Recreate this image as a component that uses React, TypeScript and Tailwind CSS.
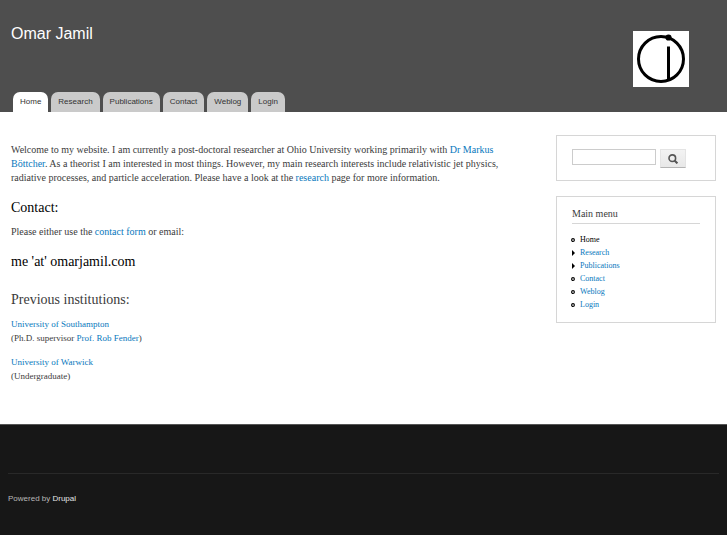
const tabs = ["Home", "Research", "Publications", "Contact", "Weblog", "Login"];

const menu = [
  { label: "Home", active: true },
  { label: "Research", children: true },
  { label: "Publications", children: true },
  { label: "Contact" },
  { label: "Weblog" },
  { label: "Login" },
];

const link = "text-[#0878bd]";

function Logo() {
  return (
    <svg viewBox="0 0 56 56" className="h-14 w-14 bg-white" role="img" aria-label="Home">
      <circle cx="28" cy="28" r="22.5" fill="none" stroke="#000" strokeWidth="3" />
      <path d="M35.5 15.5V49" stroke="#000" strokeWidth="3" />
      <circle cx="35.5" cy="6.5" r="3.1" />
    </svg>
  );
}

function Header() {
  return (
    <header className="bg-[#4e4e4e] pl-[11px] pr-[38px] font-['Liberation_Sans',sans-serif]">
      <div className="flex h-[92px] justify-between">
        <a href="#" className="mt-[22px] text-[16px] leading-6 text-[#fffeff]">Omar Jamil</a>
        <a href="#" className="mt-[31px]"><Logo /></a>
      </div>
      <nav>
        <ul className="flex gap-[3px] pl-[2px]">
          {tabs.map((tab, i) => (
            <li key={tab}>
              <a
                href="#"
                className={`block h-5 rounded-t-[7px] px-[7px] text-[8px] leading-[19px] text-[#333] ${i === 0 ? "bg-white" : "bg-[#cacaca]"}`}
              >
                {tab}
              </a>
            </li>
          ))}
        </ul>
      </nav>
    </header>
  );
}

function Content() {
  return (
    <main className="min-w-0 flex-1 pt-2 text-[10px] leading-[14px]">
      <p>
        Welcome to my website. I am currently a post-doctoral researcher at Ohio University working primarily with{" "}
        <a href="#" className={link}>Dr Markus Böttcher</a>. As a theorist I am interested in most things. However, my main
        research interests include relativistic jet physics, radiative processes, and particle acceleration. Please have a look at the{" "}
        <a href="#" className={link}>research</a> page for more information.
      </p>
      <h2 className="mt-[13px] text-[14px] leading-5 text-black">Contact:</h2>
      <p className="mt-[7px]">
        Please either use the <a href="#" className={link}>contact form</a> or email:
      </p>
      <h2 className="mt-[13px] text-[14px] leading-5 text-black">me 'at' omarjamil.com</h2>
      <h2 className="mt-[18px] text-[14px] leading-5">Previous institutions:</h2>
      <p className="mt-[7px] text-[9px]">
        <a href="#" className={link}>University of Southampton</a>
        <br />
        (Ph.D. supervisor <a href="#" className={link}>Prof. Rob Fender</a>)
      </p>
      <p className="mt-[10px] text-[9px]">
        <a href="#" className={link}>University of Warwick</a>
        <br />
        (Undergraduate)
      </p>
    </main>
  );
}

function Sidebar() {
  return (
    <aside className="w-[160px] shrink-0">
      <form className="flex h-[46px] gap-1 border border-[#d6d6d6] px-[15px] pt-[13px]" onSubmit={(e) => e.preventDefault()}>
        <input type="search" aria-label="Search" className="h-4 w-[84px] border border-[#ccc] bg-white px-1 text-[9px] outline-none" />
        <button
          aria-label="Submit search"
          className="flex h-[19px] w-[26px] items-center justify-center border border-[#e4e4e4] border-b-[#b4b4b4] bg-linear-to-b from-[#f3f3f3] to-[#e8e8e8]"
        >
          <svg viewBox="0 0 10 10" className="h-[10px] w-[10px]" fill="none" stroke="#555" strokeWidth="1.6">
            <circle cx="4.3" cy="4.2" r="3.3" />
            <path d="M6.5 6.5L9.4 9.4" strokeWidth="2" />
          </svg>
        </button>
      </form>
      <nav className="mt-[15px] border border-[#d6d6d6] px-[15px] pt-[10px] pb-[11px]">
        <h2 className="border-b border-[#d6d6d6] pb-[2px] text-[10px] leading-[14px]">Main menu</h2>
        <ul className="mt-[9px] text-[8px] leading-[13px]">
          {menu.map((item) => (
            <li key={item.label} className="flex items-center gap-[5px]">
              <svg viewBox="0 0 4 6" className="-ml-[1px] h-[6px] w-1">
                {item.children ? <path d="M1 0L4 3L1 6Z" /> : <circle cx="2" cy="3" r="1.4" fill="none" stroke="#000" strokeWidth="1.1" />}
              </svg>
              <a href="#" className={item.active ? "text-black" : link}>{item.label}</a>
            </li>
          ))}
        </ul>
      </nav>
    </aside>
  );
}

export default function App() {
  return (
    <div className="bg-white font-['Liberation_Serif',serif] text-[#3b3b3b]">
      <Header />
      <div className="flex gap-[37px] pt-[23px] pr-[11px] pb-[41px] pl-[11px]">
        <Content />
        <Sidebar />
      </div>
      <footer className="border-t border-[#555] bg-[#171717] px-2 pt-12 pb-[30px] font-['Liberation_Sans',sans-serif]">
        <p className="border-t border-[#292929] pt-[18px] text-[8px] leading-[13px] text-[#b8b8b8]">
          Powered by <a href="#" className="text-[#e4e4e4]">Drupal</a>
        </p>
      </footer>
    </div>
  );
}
▬▬▬▬▬▬▬▬▬▬
◆ **Task instructions**
Give the material again exactly as it is, but keep the pictures out.

◆ **Answer to this task**
Recreate this image as a component that uses React, TypeScript and Tailwind CSS.
const tabs = ["Home", "Research", "Publications", "Contact", "Weblog", "Login"];

const menu = [
  { label: "Home", active: true },
  { label: "Research", children: true },
  { label: "Publications", children: true },
  { label: "Contact" },
  { label: "Weblog" },
  { label: "Login" },
];

const link = "text-[#0878bd]";

function Logo() {
  return (
    <svg viewBox="0 0 56 56" className="h-14 w-14 bg-white" role="img" aria-label="Home">
      <circle cx="28" cy="28" r="22.5" fill="none" stroke="#000" strokeWidth="3" />
      <path d="M35.5 15.5V49" stroke="#000" strokeWidth="3" />
      <circle cx="35.5" cy="6.5" r="3.1" />
    </svg>
  );
}

function Header() {
  return (
    <header className="bg-[#4e4e4e] pl-[11px] pr-[38px] font-['Liberation_Sans',sans-serif]">
      <div className="flex h-[92px] justify-between">
        <a href="#" className="mt-[22px] text-[16px] leading-6 text-[#fffeff]">Omar Jamil</a>
        <a href="#" className="mt-[31px]"><Logo /></a>
      </div>
      <nav>
        <ul className="flex gap-[3px] pl-[2px]">
          {tabs.map((tab, i) => (
            <li key={tab}>
              <a
                href="#"
                className={`block h-5 rounded-t-[7px] px-[7px] text-[8px] leading-[19px] text-[#333] ${i === 0 ? "bg-white" : "bg-[#cacaca]"}`}
              >
                {tab}
              </a>
            </li>
          ))}
        </ul>
      </nav>
    </header>
  );
}

function Content() {
  return (
    <main className="min-w-0 flex-1 pt-2 text-[10px] leading-[14px]">
      <p>
        Welcome to my website. I am currently a post-doctoral researcher at Ohio University working primarily with{" "}
        <a href="#" className={link}>Dr Markus Böttcher</a>. As a theorist I am interested in most things. However, my main
        research interests include relativistic jet physics, radiative processes, and particle acceleration. Please have a look at the{" "}
        <a href="#" className={link}>research</a> page for more information.
      </p>
      <h2 className="mt-[13px] text-[14px] leading-5 text-black">Contact:</h2>
      <p className="mt-[7px]">
        Please either use the <a href="#" className={link}>contact form</a> or email:
      </p>
      <h2 className="mt-[13px] text-[14px] leading-5 text-black">me 'at' omarjamil.com</h2>
      <h2 className="mt-[18px] text-[14px] leading-5">Previous institutions:</h2>
      <p className="mt-[7px] text-[9px]">
        <a href="#" className={link}>University of Southampton</a>
        <br />
        (Ph.D. supervisor <a href="#" className={link}>Prof. Rob Fender</a>)
      </p>
      <p className="mt-[10px] text-[9px]">
        <a href="#" className={link}>University of Warwick</a>
        <br />
        (Undergraduate)
      </p>
    </main>
  );
}

function Sidebar() {
  return (
    <aside className="w-[160px] shrink-0">
      <form className="flex h-[46px] gap-1 border border-[#d6d6d6] px-[15px] pt-[13px]" onSubmit={(e) => e.preventDefault()}>
        <input type="search" aria-label="Search" className="h-4 w-[84px] border border-[#ccc] bg-white px-1 text-[9px] outline-none" />
        <button
          aria-label="Submit search"
          className="flex h-[19px] w-[26px] items-center justify-center border border-[#e4e4e4] border-b-[#b4b4b4] bg-linear-to-b from-[#f3f3f3] to-[#e8e8e8]"
        >
          <svg viewBox="0 0 10 10" className="h-[10px] w-[10px]" fill="none" stroke="#555" strokeWidth="1.6">
            <circle cx="4.3" cy="4.2" r="3.3" />
            <path d="M6.5 6.5L9.4 9.4" strokeWidth="2" />
          </svg>
        </button>
      </form>
      <nav className="mt-[15px] border border-[#d6d6d6] px-[15px] pt-[10px] pb-[11px]">
        <h2 className="border-b border-[#d6d6d6] pb-[2px] text-[10px] leading-[14px]">Main menu</h2>
        <ul className="mt-[9px] text-[8px] leading-[13px]">
          {menu.map((item) => (
            <li key={item.label} className="flex items-center gap-[5px]">
              <svg viewBox="0 0 4 6" className="-ml-[1px] h-[6px] w-1">
                {item.children ? <path d="M1 0L4 3L1 6Z" /> : <circle cx="2" cy="3" r="1.4" fill="none" stroke="#000" strokeWidth="1.1" />}
              </svg>
              <a href="#" className={item.active ? "text-black" : link}>{item.label}</a>
            </li>
          ))}
        </ul>
      </nav>
    </aside>
  );
}

export default function App() {
  return (
    <div className="bg-white font-['Liberation_Serif',serif] text-[#3b3b3b]">
      <Header />
      <div className="flex gap-[37px] pt-[23px] pr-[11px] pb-[41px] pl-[11px]">
        <Content />
        <Sidebar />
      </div>
      <footer className="border-t border-[#555] bg-[#171717] px-2 pt-12 pb-[30px] font-['Liberation_Sans',sans-serif]">
        <p className="border-t border-[#292929] pt-[18px] text-[8px] leading-[13px] text-[#b8b8b8]">
          Powered by <a href="#" className="text-[#e4e4e4]">Drupal</a>
        </p>
      </footer>
    </div>
  );
}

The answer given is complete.